Tazma… quoi? À peine si on ose encore prononcer le nom du défunt centre de loisirs voué à la pratique du skateboard, du patin à roues alignées et du vélocross BMX, qui a fermé ses portes en 2001. Quatre ans depuis l’éviction dudit Tazmahal du Palais du commerce au profit de la Grande Bibliothèque et toujours pas de solution de rechange. Ce qui aurait dû n’être qu’une simple relocalisation a tourné au fiasco politique, tandis qu’on apprenait, quasiment en même temps, la contamination du sol au nouvel emplacement retenu par la Ville (l’incinérateur des Carrières) et le projet de construction de condos prévu au même endroit. Au rancart, l’incinérateur, bonjour le dépotoir. Depuis le mois de janvier, on parle désormais d’une implantation possible dans le quartier Saint-Michel, sur le site de l’ancienne carrière Miron. Difficile de faire mieux en matière de symbole.

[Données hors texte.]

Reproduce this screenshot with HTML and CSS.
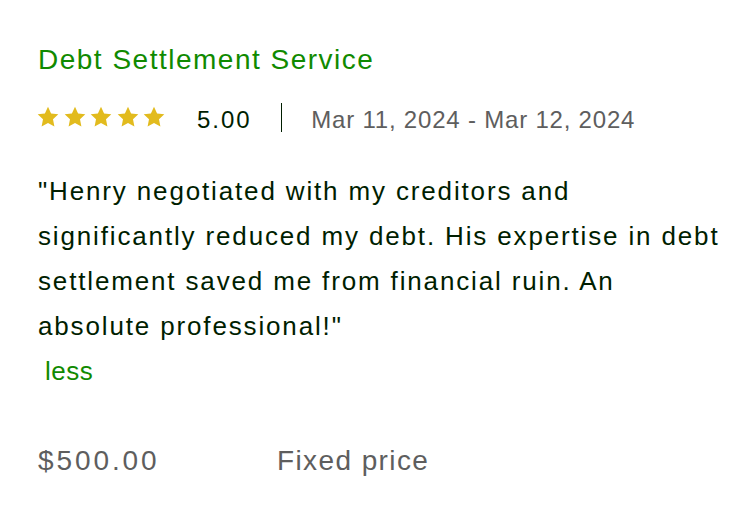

Au rebut, les skateurs? Jean-François Plante en est persuadé, les jeunes planchistes sont volontairement éloignés du centre-ville. Il faut dire que le conseiller municipal du district Louis-Hébert a vu s’envoler de belles promesses d’avenir pour son arrondissement lorsque la Ville a renoncé à son premier projet de réhabilitation de l’incinérateur. Autant dire qu’il ne mâche pas ses mots: "C’est une aberration. On va laisser cette cicatrice urbaine au centre-ville et on choisit à la place un emplacement serré contre la Métropolitaine, loin du transport en commun et pour lequel il va falloir construire un nouvel édifice. Ça relève d’un manque total de vision!" Vision ou pas, tandis qu’à la mairie on tergiverse, à Montréal, les skateurs doivent se trouver de nouveaux lieux pour l’entraînement, quand ils ne s’inventent pas eux-mêmes leurs propres skate parcs, au détriment de la sécurité. Une manne providentielle pour les centres privés qui ont poussé comme des champignons et dont les tarifs oscillent généralement autour de 15 $ la journée.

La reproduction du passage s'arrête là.